I live in New Mexico. I do not consider Hacker News to be a VC forum. For what it's worth (which is very little), I was employee #2 at amzn if I need some sort of credentials to get you to respond constructively to my point rather than with some hand-wavey ad hominem.


> For what it's worth (which is very little), I was employee #2 at amzn

Reminds me of a quote from some otherwise forgettable movie I saw: "My father left me with very little, except for all his money."


By "worth" in this context, I mean "authority to speak in a context claimed to be limited to a certain kind of person" (a limitation I do not acknowledge exists on HN, or anywhere, really).

For the record, my net worth increased by about $1M before taxes based on the 1 year of options I got at amzn. But not relevant in this context.


Could you elaborate on this? Are you saying that datacenter water usage is not a significant community issue? Or that such community issues should be irrelevant to VC conversations?


The former. Datacenters don't package water in a rocket and shoot it into the sun. They run it through a heat transfer and return it slightly warmer.


I'm not following you. The concern isn't that they somehow destroy the water, it's the consumption of processed water that has a limited supply. Are you saying a gallon of data center water use has less impact on supply than other uses? Recaptured water from evaporative cooling needs to be reprocessed just like any other water source, right?


Lets put this in perspective. A continuous 1 gigawatt draw is enough energy to boil off 1.3 million liters per hour. Assuming a generous 350 liters per person per day that's the equivalent of 90k people.

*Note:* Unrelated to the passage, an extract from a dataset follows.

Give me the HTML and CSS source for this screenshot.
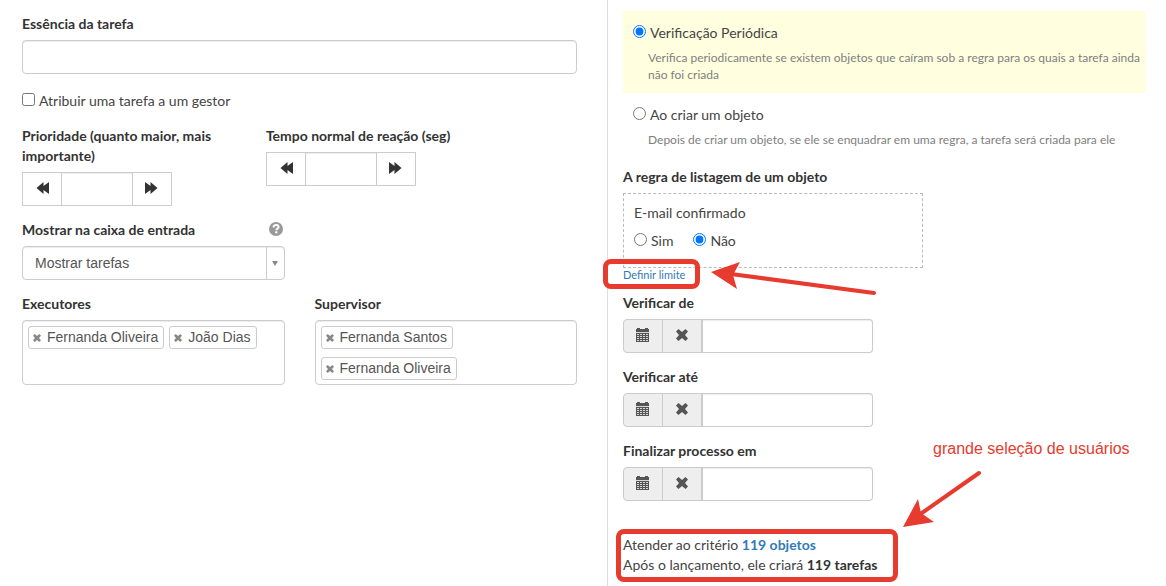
FILE: index.html
```html
<!DOCTYPE html>
<html lang="pt">
<head>
<meta charset="utf-8">
<meta name="viewport" content="width=device-width, initial-scale=1">
<title>Tarefa</title>
<link rel="stylesheet" href="styles.css">
</head>
<body>
<svg class="sprite" aria-hidden="true">
  <symbol id="back" viewBox="0 0 14 14"><path d="M0.5 7 7.5 1V5L13 1V13L7.5 9V13Z"/></symbol>
  <symbol id="forward" viewBox="0 0 14 14"><path d="M13.500 7 6.500 1V5L1 1V13L6.500 9V13Z"/></symbol>
  <symbol id="calendar" viewBox="0 0 14 14"><path fill-rule="evenodd" d="M0 1H1V0H4V1H9V0H12V1H13V4H0ZM0 5H13V14H0ZM1 6V7H3V6ZM4 6V7H6V6ZM7 6V7H9V6ZM10 6V7H12V6ZM1 8V9H3V8ZM4 8V9H6V8ZM7 8V9H9V8ZM10 8V9H12V8ZM1 10V11H3V10ZM4 10V11H6V10ZM7 10V11H9V10ZM10 10V11H12V10ZM1 12V13H3V12ZM4 12V13H6V12ZM7 12V13H9V12ZM10 12V13H12V12Z"/><path d="M0 4H13V14H0Z" opacity=".15"/></symbol>
  <symbol id="cross" viewBox="0 0 12 12"><path d="M2.500 0 6 3 9.500 0 12 2.500 9 6 12 9.500 9.500 12 6 9 2.500 12 0 9.500 3 6 0 2.500Z"/></symbol>
</svg>
<main class="page">
  <section class="main">
    <div class="field">
      <label class="label" for="essence">Essência da tarefa</label>
      <input class="control" id="essence" type="text">
    </div>
    <label class="check"><input type="checkbox"><span>Atribuir uma tarefa a um gestor</span></label>
    <div class="row row-steppers">
      <div class="field">
        <label class="label" for="priority">Prioridade (quanto maior, mais importante)</label>
        <div class="stepper">
          <button type="button" aria-label="Diminuir"><svg><use href="#back"/></svg></button>
          <input id="priority" type="text">
          <button type="button" aria-label="Aumentar"><svg><use href="#forward"/></svg></button>
        </div>
      </div>
      <div class="field">
        <label class="label" for="reaction">Tempo normal de reação (seg)</label>
        <div class="stepper">
          <button type="button" aria-label="Diminuir"><svg><use href="#back"/></svg></button>
          <input id="reaction" type="text">
          <button type="button" aria-label="Aumentar"><svg><use href="#forward"/></svg></button>
        </div>
      </div>
    </div>
    <div class="row">
      <div class="field">
        <div class="label-line">
          <label class="label" for="inbox">Mostrar na caixa de entrada</label>
          <svg class="help" viewBox="0 0 14 14" role="img" aria-label="Ajuda"><circle cx="7" cy="7" r="7" fill="#999"/><path d="M4.600 5.400C4.600 3.700 5.600 3 7.100 3 8.700 3 9.600 3.900 9.600 5.100 9.600 6.700 7.300 6.500 7.300 8.300" fill="none" stroke="#fff" stroke-width="2"/><path d="M6.200 9.300H8.400V11.300H6.200Z" fill="#fff"/></svg>
        </div>
        <div class="select">
          <select class="control" id="inbox"><option>Mostrar tarefas</option></select>
          <span class="select-arrow"><svg viewBox="0 0 6 5"><path d="M0 0H6L3 5Z"/></svg></span>
        </div>
      </div>
    </div>
    <div class="row">
      <div class="field">
        <h2 class="label">Executores</h2>
        <div class="tags">
          <span class="tag"><button type="button" aria-label="Remover"><svg><use href="#cross"/></svg></button>Fernanda Oliveira</span>
          <span class="tag"><button type="button" aria-label="Remover"><svg><use href="#cross"/></svg></button>João Dias</span>
        </div>
      </div>
      <div class="field">
        <h2 class="label">Supervisor</h2>
        <div class="tags">
          <span class="tag"><button type="button" aria-label="Remover"><svg><use href="#cross"/></svg></button>Fernanda Santos</span>
          <span class="tag"><button type="button" aria-label="Remover"><svg><use href="#cross"/></svg></button>Fernanda Oliveira</span>
        </div>
      </div>
    </div>
  </section>

  <section class="side">
    <div class="mode mode-active">
      <label class="check"><input type="radio" name="mode" checked><span>Verificação Periódica</span></label>
      <p>Verifica periodicamente se existem objetos que caíram sob a regra para os quais a tarefa ainda não foi criada</p>
    </div>
    <div class="mode">
      <label class="check"><input type="radio" name="mode"><span>Ao criar um objeto</span></label>
      <p>Depois de criar um objeto, se ele se enquadrar em uma regra, a tarefa será criada para ele</p>
    </div>
    <h2 class="label rule-title">A regra de listagem de um objeto</h2>
    <fieldset class="rule">
      <div class="rule-name">E-mail confirmado</div>
      <div class="options">
        <label class="check"><input type="radio" name="mail"><span>Sim</span></label>
        <label class="check"><input type="radio" name="mail" checked><span>Não</span></label>
      </div>
    </fieldset>
    <div class="limit"><a class="marked marked-link" href="#">Definir limite</a></div>
    <div class="field">
      <label class="label" for="from">Verificar de</label>
      <div class="date">
        <button type="button" aria-label="Calendário"><svg class="cal"><use href="#calendar"/></svg></button>
        <button type="button" aria-label="Limpar"><svg><use href="#cross"/></svg></button>
        <input id="from" type="text">
      </div>
    </div>
    <div class="field">
      <label class="label" for="until">Verificar até</label>
      <div class="date">
        <button type="button" aria-label="Calendário"><svg class="cal"><use href="#calendar"/></svg></button>
        <button type="button" aria-label="Limpar"><svg><use href="#cross"/></svg></button>
        <input id="until" type="text">
      </div>
    </div>
    <div class="field">
      <label class="label" for="finish">Finalizar processo em</label>
      <div class="date">
        <button type="button" aria-label="Calendário"><svg class="cal"><use href="#calendar"/></svg></button>
        <button type="button" aria-label="Limpar"><svg><use href="#cross"/></svg></button>
        <input id="finish" type="text">
      </div>
    </div>
    <div class="summary marked">
      <div>Atender ao critério <a href="#">119 objetos</a></div>
      <div>Após o lançamento, ele criará <strong>119 tarefas</strong></div>
    </div>
    <svg class="arrow arrow-limit" viewBox="0 0 166 36" aria-hidden="true"><path class="shaft" d="M20 12 163 31"/><path d="M0 10 29 0 22 13 26 27Z"/></svg>
    <svg class="arrow arrow-summary" viewBox="0 0 80 60" aria-hidden="true"><path class="shaft" d="M16 45 76 3"/><path d="M0 57 15 29 18 43 31 52Z"/></svg>
    <p class="note">grande seleção de usuários</p>
  </section>
</main>
</body>
</html>
```
FILE: styles.css
```css
* { box-sizing: border-box; }
body {
  margin: 0;
  background: #fff;
  color: #444;
  font: 14px/20px Lato, "Liberation Sans", sans-serif;
}
h2, p, fieldset { margin: 0; }
button, input, select { font: inherit; color: inherit; margin: 0; }
button { padding: 0; cursor: pointer; }
svg { display: block; fill: currentColor; }
a { color: #337ab7; text-decoration: none; }
.sprite { position: absolute; width: 0; height: 0; }

.page {
  display: grid;
  grid-template-columns: minmax(0, 607fr) minmax(0, 559fr);
  min-height: 100vh;
}
.main {
  display: flex;
  flex-direction: column;
  gap: 14px;
  padding: 14px 30px 14px 22px;
}
.side {
  position: relative;
  padding: 11px 20px 11px 15px;
  border-left: 1px solid #ddd;
}
.label {
  display: block;
  margin-bottom: 6px;
  color: #333;
  font-size: 14px;
  font-weight: 700;
  line-height: 20px;
}
.control {
  display: block;
  width: 100%;
  height: 34px;
  padding: 0 12px;
  border: 1px solid #ccc;
  border-radius: 4px;
  background: #fff;
  box-shadow: inset 0 1px 1px rgba(0, 0, 0, .075);
}
.check { display: flex; gap: 4px; }
.check input { flex: none; width: 13px; height: 13px; margin-top: 2px; }
.main > .check { padding: 3px 0 1px; }
.row {
  display: grid;
  grid-template-columns: repeat(2, minmax(0, 1fr));
  gap: 30px;
}
.row-steppers { grid-template-columns: minmax(0, 11fr) minmax(0, 16fr); }

.stepper {
  display: flex;
  width: 150px;
  height: 34px;
  border: 1px solid #ccc;
  color: #333;
}
.stepper button {
  display: grid;
  place-items: center;
  width: 38px;
  padding: 0 0 2px 2px;
  border: 0;
  background: #fff;
}
.stepper input + button { padding: 0 2px 2px 0; }
.stepper svg { width: 14px; height: 14px; }
.stepper input {
  flex: 1;
  min-width: 0;
  border: solid #ccc;
  border-width: 0 1px;
  box-shadow: inset 0 1px 1px rgba(0, 0, 0, .075);
}
.label-line { display: flex; justify-content: space-between; padding-right: 2px; }
.help { width: 14px; height: 14px; margin-top: 2px; }
.select { position: relative; }
.select select {
  appearance: none;
  color: #555;
  font-family: "Liberation Sans", sans-serif;
}
.select-arrow {
  position: absolute;
  inset: 1px 1px 1px auto;
  display: grid;
  place-items: center;
  width: 18px;
  border-left: 1px solid #ccc;
  color: #888;
  pointer-events: none;
}
.select-arrow svg { width: 6px; height: 5px; }
.tags {
  display: flex;
  flex-wrap: wrap;
  align-content: flex-start;
  gap: 8px 5px;
  min-height: 65px;
  padding: 5px 5px 4px;
  border: 1px solid #ccc;
  border-radius: 4px;
  box-shadow: inset 0 1px 1px rgba(0, 0, 0, .075);
}
.tag {
  display: flex;
  height: 23px;
  padding: 0 5px 0 4px;
  border: 1px solid #ccc;
  border-radius: 3px;
  color: #555;
  font-family: "Liberation Sans", sans-serif;
}
.tag button { margin-right: 6px; border: 0; background: none; color: #888; }
.tag svg { width: 8px; height: 8px; }

.mode { padding: 12px 0 10px 10px; }
.mode-active { background: #ffffdf; }
.mode p {
  margin: 6px 0 0 15px;
  color: #808080;
  font-size: 12px;
  line-height: 17px;
}
.rule-title { padding-top: 9px; }
.rule {
  width: 300px;
  max-width: 100%;
  height: 75px;
  padding: 9px 10px;
  border: 1px dashed #bbb;
}
.rule-name { margin-bottom: 8px; }
.options { display: flex; gap: 20px; }
.limit { margin-bottom: 12px; font-size: 11px; line-height: 13px; }
.side .field { margin-bottom: 14px; }
.date { display: flex; width: 250px; height: 34px; }
.date button {
  display: grid;
  place-items: center;
  width: 40px;
  margin-right: -1px;
  padding-bottom: 2px;
  border: 1px solid #ccc;
  background: #eee;
  color: #555;
}
.date button:first-child { border-radius: 4px 0 0 4px; }
.date button + button { width: 41px; margin-right: 0; border-right-width: 2px; }
.date svg { width: 12px; height: 12px; }
.date .cal { width: 14px; height: 14px; }
.date input {
  flex: 1;
  min-width: 0;
  border: 1px solid #ccc;
  border-left: 0;
  border-radius: 0 4px 4px 0;
  box-shadow: inset 0 1px 1px rgba(0, 0, 0, .075);
}
.summary { width: fit-content; margin-top: 34px; }
.summary a { font-weight: 700; }
.summary strong { color: #333; }

.marked { position: relative; }
.marked::after {
  content: "";
  position: absolute;
  inset: -6px -21px -7px -7px;
  border: 5px solid #e63b2e;
  border-radius: 8px;
  pointer-events: none;
}
.marked-link::after { inset: -9px -15px -8px -20px; }
.arrow { position: absolute; fill: #e63b2e; }
.arrow .shaft { fill: none; stroke: #e63b2e; stroke-width: 4; stroke-linecap: round; }
.arrow-limit { left: 103px; top: 262px; width: 166px; height: 36px; }
.arrow-summary { left: 295px; top: 470px; width: 80px; height: 60px; }
.note {
  position: absolute;
  left: 325px;
  top: 439px;
  color: #e63b2e;
  font: 16px/20px "Liberation Sans", sans-serif;
  white-space: nowrap;
}
```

If you don't actually boil it and instead return only lukewarm water you're looking at something like 15x more (I don't know the exact factor) due to how large the heat of vaporization is.

How exactly are they supposed to return (ballpark) 1 million people worth of water to the utility company? Let's again put this in perspective. The entire Seattle metropolitan area hosts ~4.1 million people. The entire state of Florida is only 23.5 million. This is an absurd amount of water we're taking about here.